Task material:
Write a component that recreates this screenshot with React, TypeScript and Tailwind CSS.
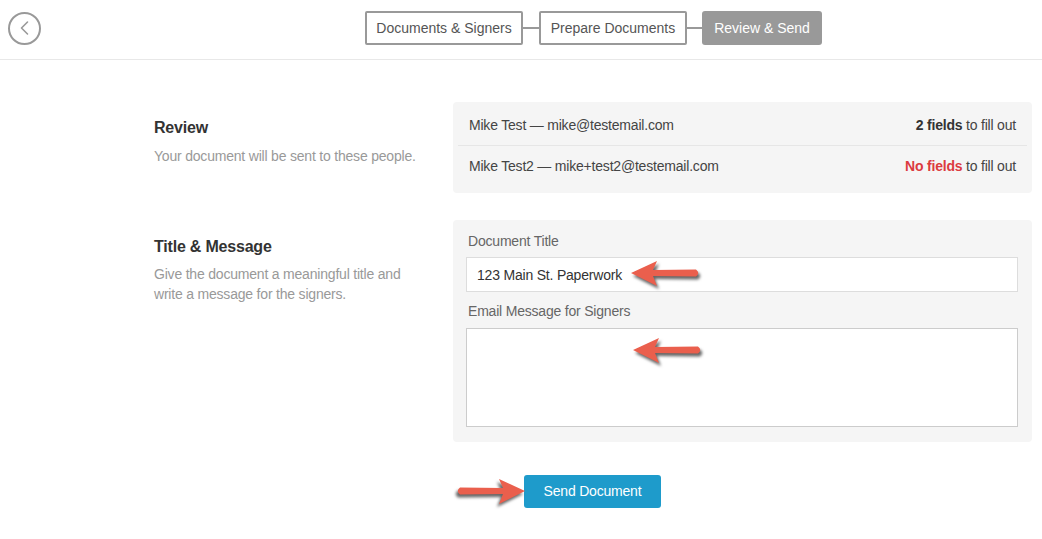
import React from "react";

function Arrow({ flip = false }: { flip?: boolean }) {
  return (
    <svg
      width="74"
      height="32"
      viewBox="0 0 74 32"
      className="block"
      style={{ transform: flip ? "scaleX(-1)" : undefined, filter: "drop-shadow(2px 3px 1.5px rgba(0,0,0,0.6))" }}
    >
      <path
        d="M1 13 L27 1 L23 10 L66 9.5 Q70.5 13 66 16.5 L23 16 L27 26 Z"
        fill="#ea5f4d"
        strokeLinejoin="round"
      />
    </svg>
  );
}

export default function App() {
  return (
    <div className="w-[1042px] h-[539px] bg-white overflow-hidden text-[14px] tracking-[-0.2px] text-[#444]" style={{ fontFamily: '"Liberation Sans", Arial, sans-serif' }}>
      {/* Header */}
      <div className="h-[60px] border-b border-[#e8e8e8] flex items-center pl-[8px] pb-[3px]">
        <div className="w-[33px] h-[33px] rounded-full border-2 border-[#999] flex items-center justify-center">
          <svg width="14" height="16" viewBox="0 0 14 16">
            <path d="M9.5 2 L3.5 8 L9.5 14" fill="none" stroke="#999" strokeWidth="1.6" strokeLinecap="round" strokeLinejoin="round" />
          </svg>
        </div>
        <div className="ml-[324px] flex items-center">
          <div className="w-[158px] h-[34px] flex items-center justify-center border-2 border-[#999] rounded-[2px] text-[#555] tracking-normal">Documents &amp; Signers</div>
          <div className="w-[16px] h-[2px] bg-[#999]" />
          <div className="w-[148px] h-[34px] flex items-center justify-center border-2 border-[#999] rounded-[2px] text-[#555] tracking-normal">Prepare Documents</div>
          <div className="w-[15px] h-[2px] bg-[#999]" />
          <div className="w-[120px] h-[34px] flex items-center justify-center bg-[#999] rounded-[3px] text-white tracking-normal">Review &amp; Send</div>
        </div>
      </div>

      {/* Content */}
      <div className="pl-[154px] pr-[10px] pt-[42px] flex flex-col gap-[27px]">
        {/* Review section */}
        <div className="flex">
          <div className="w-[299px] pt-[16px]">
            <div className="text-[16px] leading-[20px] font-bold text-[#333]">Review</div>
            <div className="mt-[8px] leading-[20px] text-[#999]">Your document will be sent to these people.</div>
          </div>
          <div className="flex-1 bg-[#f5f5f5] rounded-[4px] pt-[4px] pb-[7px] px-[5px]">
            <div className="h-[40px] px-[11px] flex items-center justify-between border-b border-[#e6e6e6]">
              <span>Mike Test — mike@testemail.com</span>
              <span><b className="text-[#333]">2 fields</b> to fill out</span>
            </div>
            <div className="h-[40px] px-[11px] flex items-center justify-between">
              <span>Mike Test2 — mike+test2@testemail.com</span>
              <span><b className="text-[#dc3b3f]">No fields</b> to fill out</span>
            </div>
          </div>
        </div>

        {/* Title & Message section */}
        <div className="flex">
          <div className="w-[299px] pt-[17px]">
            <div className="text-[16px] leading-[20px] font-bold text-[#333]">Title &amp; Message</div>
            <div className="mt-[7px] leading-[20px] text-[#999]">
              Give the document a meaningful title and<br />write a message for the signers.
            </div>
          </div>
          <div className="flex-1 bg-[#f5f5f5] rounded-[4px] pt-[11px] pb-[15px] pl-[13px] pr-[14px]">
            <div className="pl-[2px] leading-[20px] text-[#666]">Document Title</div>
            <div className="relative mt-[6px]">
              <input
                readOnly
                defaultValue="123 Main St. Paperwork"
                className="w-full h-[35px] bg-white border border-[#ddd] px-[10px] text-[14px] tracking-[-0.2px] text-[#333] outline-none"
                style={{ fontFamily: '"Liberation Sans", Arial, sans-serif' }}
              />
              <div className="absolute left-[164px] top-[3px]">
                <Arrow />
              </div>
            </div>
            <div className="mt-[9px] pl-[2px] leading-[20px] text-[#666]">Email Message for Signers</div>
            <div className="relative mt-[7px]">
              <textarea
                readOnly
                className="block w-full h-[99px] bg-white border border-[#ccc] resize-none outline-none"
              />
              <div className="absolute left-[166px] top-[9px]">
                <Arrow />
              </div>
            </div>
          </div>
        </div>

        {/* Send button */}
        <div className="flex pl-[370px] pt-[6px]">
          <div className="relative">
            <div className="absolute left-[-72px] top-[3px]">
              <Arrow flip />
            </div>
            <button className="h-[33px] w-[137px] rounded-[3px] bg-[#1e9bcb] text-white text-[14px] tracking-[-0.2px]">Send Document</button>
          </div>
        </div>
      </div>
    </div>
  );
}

---

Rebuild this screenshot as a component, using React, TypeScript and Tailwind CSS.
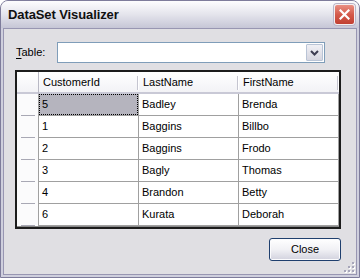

Direction: In the listing above, find the line containing "Write a component" and the line containing "import React from". Reproduce those lines and all between them exactly, with no pictures and nothing more.

Full output:
Write a component that recreates this screenshot with React, TypeScript and Tailwind CSS.
import React from "react";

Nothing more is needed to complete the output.